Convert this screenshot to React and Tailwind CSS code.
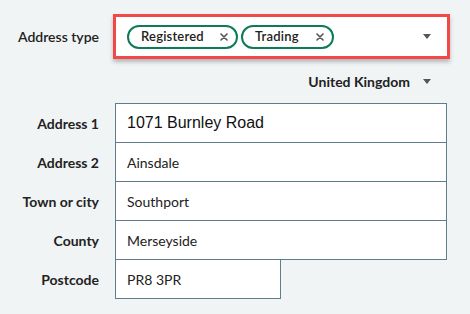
import React from "react";

const rows = [
  { label: "Address 1", value: "1071 Burnley Road", big: true },
  { label: "Address 2", value: "Ainsdale" },
  { label: "Town or city", value: "Southport" },
  { label: "County", value: "Merseyside" },
  { label: "Postcode", value: "PR8 3PR", short: true },
];

function Cross() {
  return (
    <svg width="8" height="8" viewBox="0 0 8 8" className="shrink-0">
      <path d="M1 1L7 7M7 1L1 7" stroke="#555" strokeWidth="1.6" strokeLinecap="round" />
    </svg>
  );
}

function Caret() {
  return (
    <svg width="8" height="5" viewBox="0 0 8 5">
      <path d="M0 0H8L4 5Z" fill="#555" />
    </svg>
  );
}

function Chip({ text, width }) {
  return (
    <div
      className={`h-[24px] ${width} border-2 border-[#0e7b57] rounded-full flex items-center justify-between pl-[12px] pr-[8px]`}
    >
      <span className="text-[13px] font-semibold tracking-[0.2px] text-[#222]">{text}</span>
      <Cross />
    </div>
  );
}

export default function App() {
  return (
    <div className="min-h-screen bg-[#f1f4f5] font-['Lato',sans-serif] text-[#222]">
      <div className="pt-[14px] pr-[23px]">
        {/* ADDRESS TYPE */}
        <div className="flex items-center h-[45px]">
          <label className="w-[99px] shrink-0 text-right text-[14px] font-semibold">
            Address type
          </label>
          <div className="ml-[14px] -mr-[3px] flex-1 h-full border-[3px] border-[#f24848] bg-white shadow-[0_3px_4px_rgba(0,0,0,0.25)] flex items-center pl-[11px] pr-[16px]">
            <div className="flex items-center gap-[3px]">
              <Chip text="Registered" width="w-[111px]" />
              <Chip text="Trading" width="w-[93px]" />
            </div>
            <div className="ml-auto flex items-center">
              <Caret />
            </div>
          </div>
        </div>

        {/* COUNTRY */}
        <div className="h-[44px] flex items-center justify-end">
          <span className="text-[14px] font-bold">United Kingdom</span>
          <span className="ml-[13px] mr-[16px] flex items-center">
            <Caret />
          </span>
        </div>

        {/* FIELDS */}
        {rows.map((r, i) => (
          <div key={r.label} className={`flex items-center ${i > 0 ? "-mt-px" : ""}`}>
            <label className="w-[99px] shrink-0 text-right text-[14px] font-bold">
              {r.label}
            </label>
            <div
              className={`ml-[16px] h-[40px] border border-[#5e7e8b] bg-white flex items-center pl-[11px] ${
                r.short ? "w-[166px]" : "flex-1"
              }`}
            >
              {r.big ? (
                <span className="font-['Liberation_Sans',sans-serif] text-[16px] text-[#111]">
                  {r.value}
                </span>
              ) : (
                <span className="text-[14px] text-[#222]">{r.value}</span>
              )}
            </div>
          </div>
        ))}
      </div>
    </div>
  );
}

▬▬▬▬▬▬▬▬▬▬

▸ **Objective**:
In your copy of the listing above, reproduce each line exactly and omit all pictures.

▸ **In response**:
Convert this screenshot to React and Tailwind CSS code.
import React from "react";

const rows = [
  { label: "Address 1", value: "1071 Burnley Road", big: true },
  { label: "Address 2", value: "Ainsdale" },
  { label: "Town or city", value: "Southport" },
  { label: "County", value: "Merseyside" },
  { label: "Postcode", value: "PR8 3PR", short: true },
];

function Cross() {
  return (
    <svg width="8" height="8" viewBox="0 0 8 8" className="shrink-0">
      <path d="M1 1L7 7M7 1L1 7" stroke="#555" strokeWidth="1.6" strokeLinecap="round" />
    </svg>
  );
}

function Caret() {
  return (
    <svg width="8" height="5" viewBox="0 0 8 5">
      <path d="M0 0H8L4 5Z" fill="#555" />
    </svg>
  );
}

function Chip({ text, width }) {
  return (
    <div
      className={`h-[24px] ${width} border-2 border-[#0e7b57] rounded-full flex items-center justify-between pl-[12px] pr-[8px]`}
    >
      <span className="text-[13px] font-semibold tracking-[0.2px] text-[#222]">{text}</span>
      <Cross />
    </div>
  );
}

export default function App() {
  return (
    <div className="min-h-screen bg-[#f1f4f5] font-['Lato',sans-serif] text-[#222]">
      <div className="pt-[14px] pr-[23px]">
        {/* ADDRESS TYPE */}
        <div className="flex items-center h-[45px]">
          <label className="w-[99px] shrink-0 text-right text-[14px] font-semibold">
            Address type
          </label>
          <div className="ml-[14px] -mr-[3px] flex-1 h-full border-[3px] border-[#f24848] bg-white shadow-[0_3px_4px_rgba(0,0,0,0.25)] flex items-center pl-[11px] pr-[16px]">
            <div className="flex items-center gap-[3px]">
              <Chip text="Registered" width="w-[111px]" />
              <Chip text="Trading" width="w-[93px]" />
            </div>
            <div className="ml-auto flex items-center">
              <Caret />
            </div>
          </div>
        </div>

        {/* COUNTRY */}
        <div className="h-[44px] flex items-center justify-end">
          <span className="text-[14px] font-bold">United Kingdom</span>
          <span className="ml-[13px] mr-[16px] flex items-center">
            <Caret />
          </span>
        </div>

        {/* FIELDS */}
        {rows.map((r, i) => (
          <div key={r.label} className={`flex items-center ${i > 0 ? "-mt-px" : ""}`}>
            <label className="w-[99px] shrink-0 text-right text-[14px] font-bold">
              {r.label}
            </label>
            <div
              className={`ml-[16px] h-[40px] border border-[#5e7e8b] bg-white flex items-center pl-[11px] ${
                r.short ? "w-[166px]" : "flex-1"
              }`}
            >
              {r.big ? (
                <span className="font-['Liberation_Sans',sans-serif] text-[16px] text-[#111]">
                  {r.value}
                </span>
              ) : (
                <span className="text-[14px] text-[#222]">{r.value}</span>
              )}
            </div>
          </div>
        ))}
      </div>
    </div>
  );
}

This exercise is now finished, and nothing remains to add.